Hispanics have registered to vote in the 2008 election in key locations at record levels. In south Florida, the numbers are up 20 percent from two years ago, and many of those new Hispanic voters are registering Democrat. In Miami, the changes mean that a long-time Republican base, Cuban-Americans, no longer dominates the political scene. VOA's Brian Wagner has this report.
Hispanic groups across the country have registered hundreds of thousands of new voters. Only days ahead of November 4, street teams like one in Miami are making sure the record number of registered Hispanic voters actually cast a ballot.
"We go to areas that are mostly Hispanic, because our focus is get those people to go out and vote," said Abraham Pereira, who is canvassing for the non-partisan Immigrant Orientation Center.
In Miami's Cuban-American community, the changes are having dramatic consequences. Early voting lines in Cuban neighborhoods have swelled with Democrats, like teacher Gloria Fabricante.
"I am very excited to vote," she said. "... because it is the first time since I became a citizen."
Miami's Cuban-American community has long been a small but influential supporter of Republicans because of the party's fierce criticism of the Communist government in Havana. The region has produced several Republican lawmakers, including Senator Mel Martinez who is campaigning for John McCain.
At a recent rally, Senator Martinez warned that Democratic Senator Barack Obama is not prepared to defend the interests of Cubans and Cuban-Americans.
"He [McCain] is not so naive as to say he would sit down with the Castro brothers in Cuba, or Hugo Chavez in Venezuela or any other murderer," Martinez said.
In spite of the rhetoric, Cuba policy has played a minor role for both presidential candidates during the campaigns. At a recent rally in Miami, Obama made only passing reference to the Communist island.
"Many people came from a country that was not giving out freedom of speech and freedom of religion, and people wanted libertad [Spanish word for freedom]," Obama said.
Like many voters this year, many Cuban-Americans are worried more about pressing economic and social issues, says Jorge Pinon, Cuba expert at the Center for Hemispheric Policy.
"Voters are focusing on what the candidates say about domestic economic and political issues," Pinon said. "... and not on how the candidates could improve relations with their home country."
Age is one key factor behind the shift among Cuban-Americans. The Republicans' hard-line stance against Havana appeals mainly to older Cubans, who arrived decades ago.

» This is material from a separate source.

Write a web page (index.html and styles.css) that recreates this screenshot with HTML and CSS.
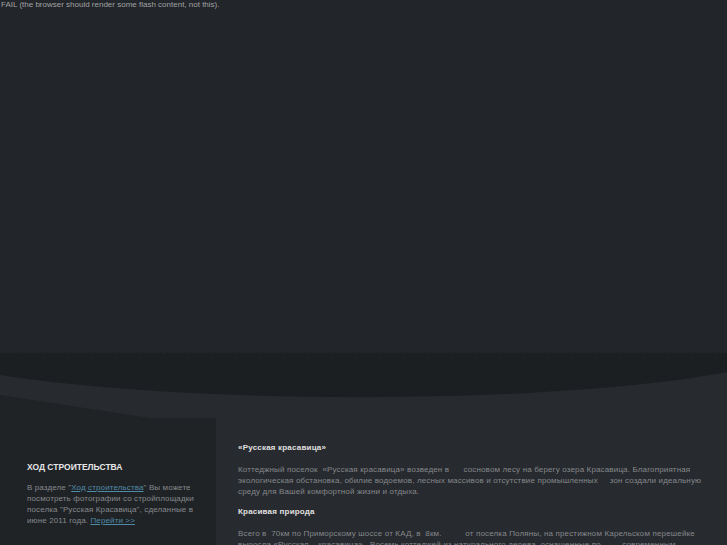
FILE: index.html
```html
<!DOCTYPE html>
<html lang="ru">
<head>
<meta charset="utf-8">
<title>Русская красавица</title>
<link rel="stylesheet" href="styles.css">
</head>
<body>
<div class="flash">FAIL (the browser should render some flash content, not this).</div>
<svg class="wave" width="727" height="66" viewBox="0 0 727 66" aria-hidden="true">
  <rect x="0" y="0" width="727" height="66" fill="#272a2e"/>
  <path d="M0 0 H727 V20 C560 52 200 54 0 23 Z" fill="#1c1f22"/>
  <line x1="0" y1="0.5" x2="727" y2="0.5" stroke="#2a2e32" stroke-dasharray="1 2"/>
  <path d="M0 43 L150 66 L0 66 Z" fill="#202326"/>
</svg>
<div class="content">
  <aside class="sidebar">
    <h3 class="side-title">ХОД СТРОИТЕЛЬСТВА</h3>
    <p class="side-text">В разделе "<a href="#">Ход строительства</a>" Вы можете<br>посмотреть фотографии со стройплощадки<br>поселка "Русская Красавица", сделанные в<br>июне 2011 года. <a href="#">Перейти &gt;&gt;</a></p>
  </aside>
  <main class="main">
    <h2 class="main-title">«Русская красавица»</h2>
    <p class="main-text">Коттеджный поселок &nbsp;«Русская красавица» возведен в &nbsp; &nbsp; &nbsp;сосновом лесу на берегу озера Красавица. Благоприятная<br>экологическая обстановка, обилие водоемов, лесных массивов и отсутствие промышленных &nbsp; &nbsp; зон создали идеальную<br>среду для Вашей комфортной жизни и отдыха.</p>
    <h2 class="main-title">Красивая природа</h2>
    <p class="main-text">Всего в &nbsp;70км по Приморскому шоссе от КАД, в &nbsp;8км. &nbsp; &nbsp; &nbsp; &nbsp; &nbsp;от поселка Поляны, на престижном Карельском перешейке<br>выросла «Русская &nbsp; &nbsp;красавица». &nbsp;Восемь коттеджей из натурального дерева, оснащенные по &nbsp; &nbsp; &nbsp; &nbsp; современным</p>
  </main>
</div>
</body>
</html>
```

FILE: styles.css
```css
html, body {
  margin: 0;
  padding: 0;
}
body {
  background: #222529;
  font-family: "Liberation Sans", Arial, sans-serif;
  color: #85888c;
  width: 727px;
  height: 545px;
  overflow: hidden;
}
.flash {
  height: 352px;
  font-size: 8px;
  line-height: 10px;
  color: #a0a2a4;
  padding-left: 1px;
}
.wave {
  display: block;
}
.content {
  display: flex;
  height: 127px;
}
.sidebar {
  width: 216px;
  flex: none;
  background: #202326;
  box-sizing: border-box;
  padding: 44px 0 0 27px;
}
.main {
  flex: 1;
  background: #272a2e;
  padding: 25px 0 0 22px;
}
.side-title {
  margin: 0 0 10px;
  font-size: 8.5px;
  line-height: 10px;
  font-weight: bold;
  color: #e6e6e6;
}
.side-text {
  margin: 0;
  font-size: 8px;
  line-height: 11px;
  letter-spacing: 0.12px;
}
a {
  color: #4f8aa6;
  text-decoration: underline;
}
.main-title {
  margin: 0 0 11px;
  font-size: 8px;
  line-height: 10px;
  font-weight: bold;
  color: #e0e0e0;
  letter-spacing: 0.2px;
}
.main-text {
  margin: 0 0 10px;
  font-size: 8px;
  line-height: 11px;
  letter-spacing: 0.15px;
  white-space: nowrap;
}
```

Younger Cubans and recent arrivals often favor a softer stance on U.S. policy toward the island.
"Cuba policy is very important to a small subset of people in Miami," said Sean Foreman, who is a political scientist at Barry University. "...and as they get older there are less people for whom that is a primary issue."
As the generational shift continues in Miami, experts say Republicans will be forced to find new ways to appeal to young Cuban-American voters.